Huawei’s Tau (τ) Scaling Law and LogicFolding: A New Path Beyond Transistor Shrinking

In practical terms, the company describes this as moving from:

• Geometric scaling: improving chips mainly by shrinking transistor dimensions
• Time (τ) scaling: improving chips by compressing signal timing and optimizing how circuits communicate

The idea is that architecture and layout innovation can deliver gains similar to those traditionally achieved through smaller fabrication nodes.

LogicFolding: The Architecture Built Around Tau Scaling

Huawei paired the new scaling principle with a design approach called LogicFolding, which focuses on reorganizing logic blocks inside a chip to shorten internal wiring paths.

Shorter connections reduce electrical delay and the resistance‑capacitance loads that slow signals moving across the processor. This can increase overall efficiency and performance.

Huawei says upcoming Kirin processors scheduled to launch in 2026 will be the first to adopt this LogicFolding architecture.

The concept is similar in spirit to other modern chip‑design trends—such as advanced packaging or architectural optimization—where improvements come from how components are arranged and connected, not only from lithography improvements.

Huawei Says the Approach Is Already in Use

Although Tau scaling was only publicly announced in 2026, Huawei says the principle has already been applied internally.

According to company statements reported by multiple outlets, Huawei has designed and mass‑produced 381 chips using the Tau Scaling Law over the past six years, used in areas including smartphones and AI computing.

Public details about these earlier chips are limited, and Huawei has not fully disclosed the specific design methods used in each case.

The 1.4‑nm‑Equivalent Density Goal

Huawei claims that applying Tau scaling and LogicFolding could allow it to design high‑end chips with transistor density equivalent to a 1.4‑nanometre process by around 2031, even if the actual manufacturing node is less advanced.

This “equivalent density” claim does not mean the chips would physically be fabricated on a 1.4‑nm process.

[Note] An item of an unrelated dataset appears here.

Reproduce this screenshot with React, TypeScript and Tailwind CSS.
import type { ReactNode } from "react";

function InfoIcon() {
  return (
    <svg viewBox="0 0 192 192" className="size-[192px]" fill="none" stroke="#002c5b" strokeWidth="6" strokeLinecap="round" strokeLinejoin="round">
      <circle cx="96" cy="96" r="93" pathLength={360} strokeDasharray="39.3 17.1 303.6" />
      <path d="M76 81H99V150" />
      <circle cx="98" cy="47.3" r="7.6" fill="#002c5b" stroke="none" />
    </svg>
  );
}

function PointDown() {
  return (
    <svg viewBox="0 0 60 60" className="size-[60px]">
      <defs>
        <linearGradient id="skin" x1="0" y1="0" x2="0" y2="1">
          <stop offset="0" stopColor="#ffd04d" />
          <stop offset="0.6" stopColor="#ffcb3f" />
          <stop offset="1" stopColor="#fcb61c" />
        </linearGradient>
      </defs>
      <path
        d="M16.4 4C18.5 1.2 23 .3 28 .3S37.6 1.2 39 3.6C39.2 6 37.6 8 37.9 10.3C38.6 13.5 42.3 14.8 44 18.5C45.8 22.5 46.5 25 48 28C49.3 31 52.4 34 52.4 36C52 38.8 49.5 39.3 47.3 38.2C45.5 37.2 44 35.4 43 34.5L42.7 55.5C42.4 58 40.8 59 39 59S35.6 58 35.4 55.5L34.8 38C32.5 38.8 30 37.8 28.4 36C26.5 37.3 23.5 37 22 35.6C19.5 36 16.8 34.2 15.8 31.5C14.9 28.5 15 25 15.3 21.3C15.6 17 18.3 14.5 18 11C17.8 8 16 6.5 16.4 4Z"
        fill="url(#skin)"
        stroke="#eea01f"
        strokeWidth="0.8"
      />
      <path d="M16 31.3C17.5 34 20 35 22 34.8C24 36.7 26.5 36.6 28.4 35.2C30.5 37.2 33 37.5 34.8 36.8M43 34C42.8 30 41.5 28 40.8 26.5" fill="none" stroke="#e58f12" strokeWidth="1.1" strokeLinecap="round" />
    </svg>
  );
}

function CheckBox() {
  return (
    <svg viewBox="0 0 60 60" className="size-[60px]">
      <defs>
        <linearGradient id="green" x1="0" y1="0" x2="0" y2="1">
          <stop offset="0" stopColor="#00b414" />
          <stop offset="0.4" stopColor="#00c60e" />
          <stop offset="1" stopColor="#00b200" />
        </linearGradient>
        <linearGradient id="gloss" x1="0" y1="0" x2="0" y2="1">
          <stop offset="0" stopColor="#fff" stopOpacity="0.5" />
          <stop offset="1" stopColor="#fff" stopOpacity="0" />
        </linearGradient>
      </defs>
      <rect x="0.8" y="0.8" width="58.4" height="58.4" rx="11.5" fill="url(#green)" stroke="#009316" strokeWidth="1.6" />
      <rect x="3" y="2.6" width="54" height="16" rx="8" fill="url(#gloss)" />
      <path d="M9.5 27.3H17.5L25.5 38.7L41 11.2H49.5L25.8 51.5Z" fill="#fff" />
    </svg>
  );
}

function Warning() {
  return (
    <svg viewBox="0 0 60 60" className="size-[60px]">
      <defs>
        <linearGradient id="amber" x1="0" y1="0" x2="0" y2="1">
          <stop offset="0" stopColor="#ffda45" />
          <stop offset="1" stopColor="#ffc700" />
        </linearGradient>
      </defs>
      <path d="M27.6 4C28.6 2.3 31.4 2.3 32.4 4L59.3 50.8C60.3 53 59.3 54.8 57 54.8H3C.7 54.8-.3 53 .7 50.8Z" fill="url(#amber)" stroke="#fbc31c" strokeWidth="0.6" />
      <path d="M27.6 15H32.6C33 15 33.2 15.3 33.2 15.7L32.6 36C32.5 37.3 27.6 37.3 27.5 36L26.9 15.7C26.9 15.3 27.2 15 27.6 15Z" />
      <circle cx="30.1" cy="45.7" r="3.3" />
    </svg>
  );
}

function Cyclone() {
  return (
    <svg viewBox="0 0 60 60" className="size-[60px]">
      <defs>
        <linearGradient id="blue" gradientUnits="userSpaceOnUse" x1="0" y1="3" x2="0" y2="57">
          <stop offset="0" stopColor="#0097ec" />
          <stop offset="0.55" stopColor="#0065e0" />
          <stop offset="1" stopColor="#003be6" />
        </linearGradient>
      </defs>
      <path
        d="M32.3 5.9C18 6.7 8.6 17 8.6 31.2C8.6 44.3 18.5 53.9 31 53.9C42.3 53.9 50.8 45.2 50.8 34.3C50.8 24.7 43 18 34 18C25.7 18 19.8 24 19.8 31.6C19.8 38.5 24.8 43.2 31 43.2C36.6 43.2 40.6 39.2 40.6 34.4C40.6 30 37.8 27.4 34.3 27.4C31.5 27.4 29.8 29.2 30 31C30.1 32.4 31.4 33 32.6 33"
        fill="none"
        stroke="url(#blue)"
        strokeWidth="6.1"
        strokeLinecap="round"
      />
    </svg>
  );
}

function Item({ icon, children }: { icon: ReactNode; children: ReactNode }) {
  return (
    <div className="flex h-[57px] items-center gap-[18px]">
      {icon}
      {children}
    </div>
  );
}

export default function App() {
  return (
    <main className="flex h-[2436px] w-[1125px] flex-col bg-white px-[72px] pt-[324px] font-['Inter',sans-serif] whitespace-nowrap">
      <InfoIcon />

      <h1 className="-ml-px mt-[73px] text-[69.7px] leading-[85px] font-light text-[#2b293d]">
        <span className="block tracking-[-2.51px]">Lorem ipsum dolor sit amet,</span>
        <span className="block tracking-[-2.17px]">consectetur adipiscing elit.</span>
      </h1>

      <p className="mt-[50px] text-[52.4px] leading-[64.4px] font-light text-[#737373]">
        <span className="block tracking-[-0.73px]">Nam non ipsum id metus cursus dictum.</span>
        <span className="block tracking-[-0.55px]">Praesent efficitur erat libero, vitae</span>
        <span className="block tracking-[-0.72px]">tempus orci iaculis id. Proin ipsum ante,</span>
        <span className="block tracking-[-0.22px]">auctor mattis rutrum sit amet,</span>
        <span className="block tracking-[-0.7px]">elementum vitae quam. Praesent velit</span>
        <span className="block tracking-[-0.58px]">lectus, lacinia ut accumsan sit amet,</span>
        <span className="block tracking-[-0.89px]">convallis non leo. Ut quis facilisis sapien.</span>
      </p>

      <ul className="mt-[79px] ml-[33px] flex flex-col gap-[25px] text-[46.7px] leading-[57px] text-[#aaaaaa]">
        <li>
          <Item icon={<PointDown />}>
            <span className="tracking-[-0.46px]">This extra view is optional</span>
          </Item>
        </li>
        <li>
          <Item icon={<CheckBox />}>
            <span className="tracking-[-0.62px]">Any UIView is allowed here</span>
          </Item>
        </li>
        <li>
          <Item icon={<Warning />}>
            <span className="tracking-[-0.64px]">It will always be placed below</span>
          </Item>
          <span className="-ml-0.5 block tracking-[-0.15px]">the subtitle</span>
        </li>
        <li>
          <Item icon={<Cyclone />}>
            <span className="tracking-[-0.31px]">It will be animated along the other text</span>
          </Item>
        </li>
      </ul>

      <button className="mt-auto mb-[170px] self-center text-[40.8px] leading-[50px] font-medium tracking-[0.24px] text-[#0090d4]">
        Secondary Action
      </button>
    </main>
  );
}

Instead, the company suggests architectural optimizations could deliver comparable density or performance characteristics.

For context, leading foundries are already working toward that node:

• TSMC has announced plans to mass‑produce 1.4‑nm (A14) chips around 2028.
• Samsung has previously outlined a roadmap targeting 1.4‑nm process technology by 2027.

Huawei’s roadmap would therefore trail the manufacturing leaders but aims to close the gap through design innovation.

Why the Strategy Matters for China’s Chip Industry

The announcement comes as China’s semiconductor sector faces export restrictions that limit access to cutting‑edge lithography and fabrication technology.

Huawei’s proposal reflects a broader strategy: advancing chip capabilities through architecture, design methodology, and system optimization, rather than relying solely on the newest manufacturing nodes.

If successful, that approach could:

• Reduce dependence on the most advanced foreign fabrication tools
• Improve the performance of domestically designed processors
• Support China’s goal of building a more self‑reliant semiconductor ecosystem

What Remains Unclear

Despite the ambitious claims, many technical details about Tau scaling and LogicFolding remain undisclosed. Huawei has not yet published extensive design documentation describing exactly how the architecture achieves its gains.

As a result, the concept is best understood today as a design philosophy and roadmap, rather than a fully validated replacement for traditional semiconductor scaling.

What is clear is the strategic message: if transistor miniaturization slows, architecture and timing optimization may become the next major frontier for chip performance.